In February 2020, Isaac Kardon testified before the U.S.-China Economic and Security Review Commission and discussed the implications of the 2016 rollout of the National Defense Transportation Law. The law obligates organizations such as state-owned enterprises (SOEs) to support the State Council and Central Military Commission in the defense of national interests abroad and stipulates that overseas infrastructure projects must be designed to meet military standards. Commercial ports owned and/or operated by Chinese SOEs could thus conceivably be used to support the military’s long-range projection capabilities. While this law lends legitimacy to the idea of potential PLAN deployments to overseas ports in the future, the establishment of a sophisticated network of commercial ports as key logistic nodes for the PLA’s future expeditionary operations is still only a distant prospect. The infrastructural capacity needed for naval access points is far from being realized in many of these ports.

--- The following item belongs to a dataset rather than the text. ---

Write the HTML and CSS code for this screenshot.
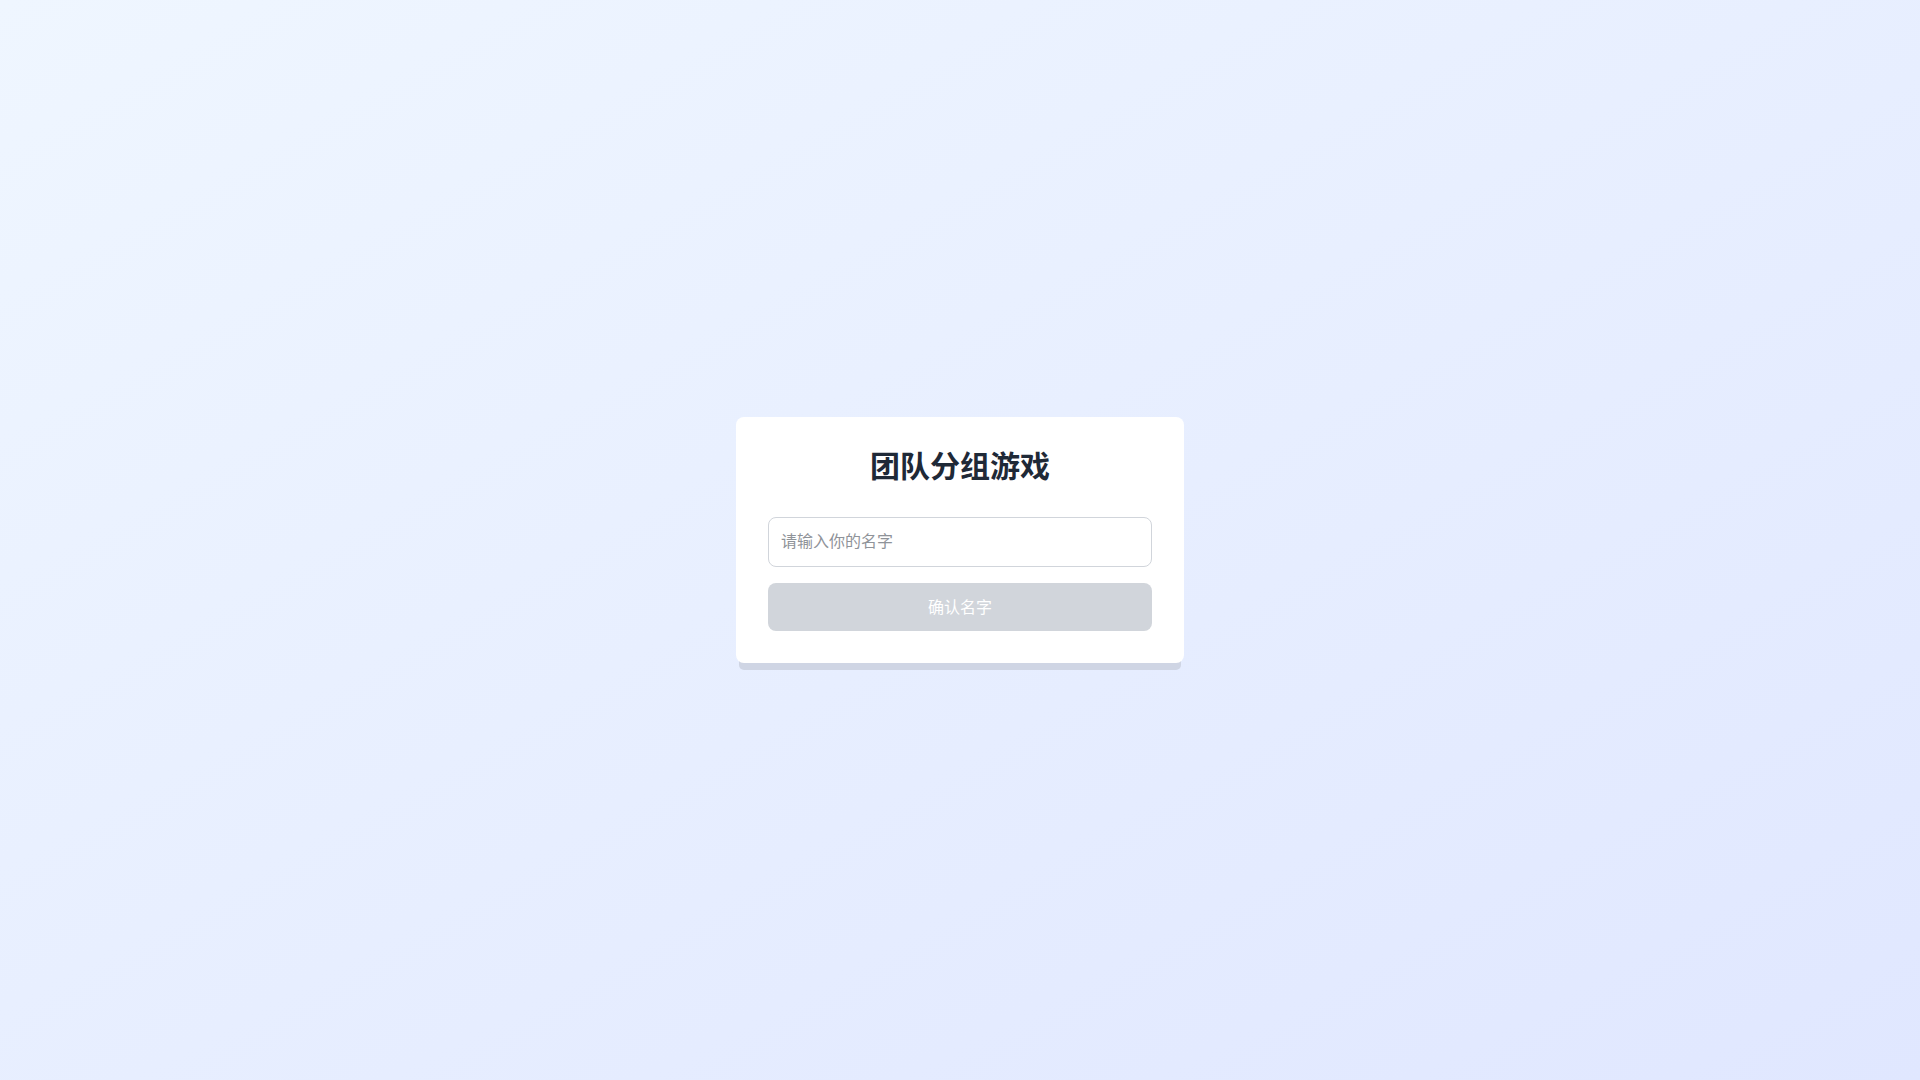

The port of Gwadar in Pakistan is illustrative of the present-day constraints that China faces in its purported effort to project force via control of commercial ports. The port officially became the flagship project of the China-Pakistan Economic Corridor (CPEC) in 2015 and was handed to the China Overseas Port Holding Company (COPHC) for a 40-year lease in 2017. Under the terms of the agreement, COPHC would handle the operations and carry out all the development work on the port throughout the duration of the lease. China has said that the port of Gwadar is purely a commercial venture with no military overtones and Pakistan has reiterated the same, sustaining the narrative that the port is intended to be a transshipment hub that will facilitate economic activity in the region. However, given the operational and developmental control that COPHC has over the port, the port could be developed — in accordance with the National Defense Transportation Law — in a way that supports China’s efforts to create strategic strongpoints, or ports with both strategic and commercial value.

Despite the conditions that have been created for an integrated civil-military approach, the port of Gwadar is nevertheless still in its groundwork stage and observers should not expect to see a near-term utilization of the port as an access point for the PLAN. As it stands, the Gwadar Port Authority — the agency responsible for certain project initiatives at the port — is still in the preparation stage of creating additional terminals along the Gwadar East Bay and constructing the infrastructure needed for larger vessels.

In addition to the infrastructural limitations that many ports still face, the use of commercial ports for non-war types of military operations is subject to the relationship that Beijing has with the host country. The overall health of the broader economic, political, and security relationship is a prerequisite to the successful implementation of ports with dual-use capability. The arrangement requires tact and diplomacy, and it is in the interest of Beijing to nurture the development of commercial ports in a prudent manner, to both preserve its relationship with the host country and to avoid unwanted attention from the international community.

A scholar with the PLA Academy of Military Science highlighted this as a key issue in the process of building strategic strongpoints, stressing the point that “military diplomacy should not be overemphasized in the process of building a strategic [strongpoint].” On the speed of implementation, she wrote, “When advancing military diplomacy, we should pay attention to the method and rhythm. We should not push forward forcibly and be eager to achieve results. Instead, we should negotiate with the target country and make progress gradually.” The scholar continued on to say that “almost every action of China overseas will attract the attention of other big countries” and “such attention may escalate into competition and resistance.” Accordingly, observers should not expect to see the rapid execution of a network of strategic strongpoints in the near future, but rather a prolonged and cautious implementation in order to evade scrutiny and pushback.

China’s increasing control over foreign ports via development and acquisition agreements paints a foreboding picture, in which China substantially strengthens its overseas operational logistics capabilities to service its military and force projection needs. However, there are a number of intermediate steps between the acquisition of ports and the systematized use of ports as dual-use facilities. Beijing is only in the preparatory stages of creating the architecture required to meaningfully exploit the military capabilities of commercial ports. The protracted timeline for a full-scale implementation of such an effort offers other global powers the opportunity to call attention to, and to possibly constrain, China’s growing military reach.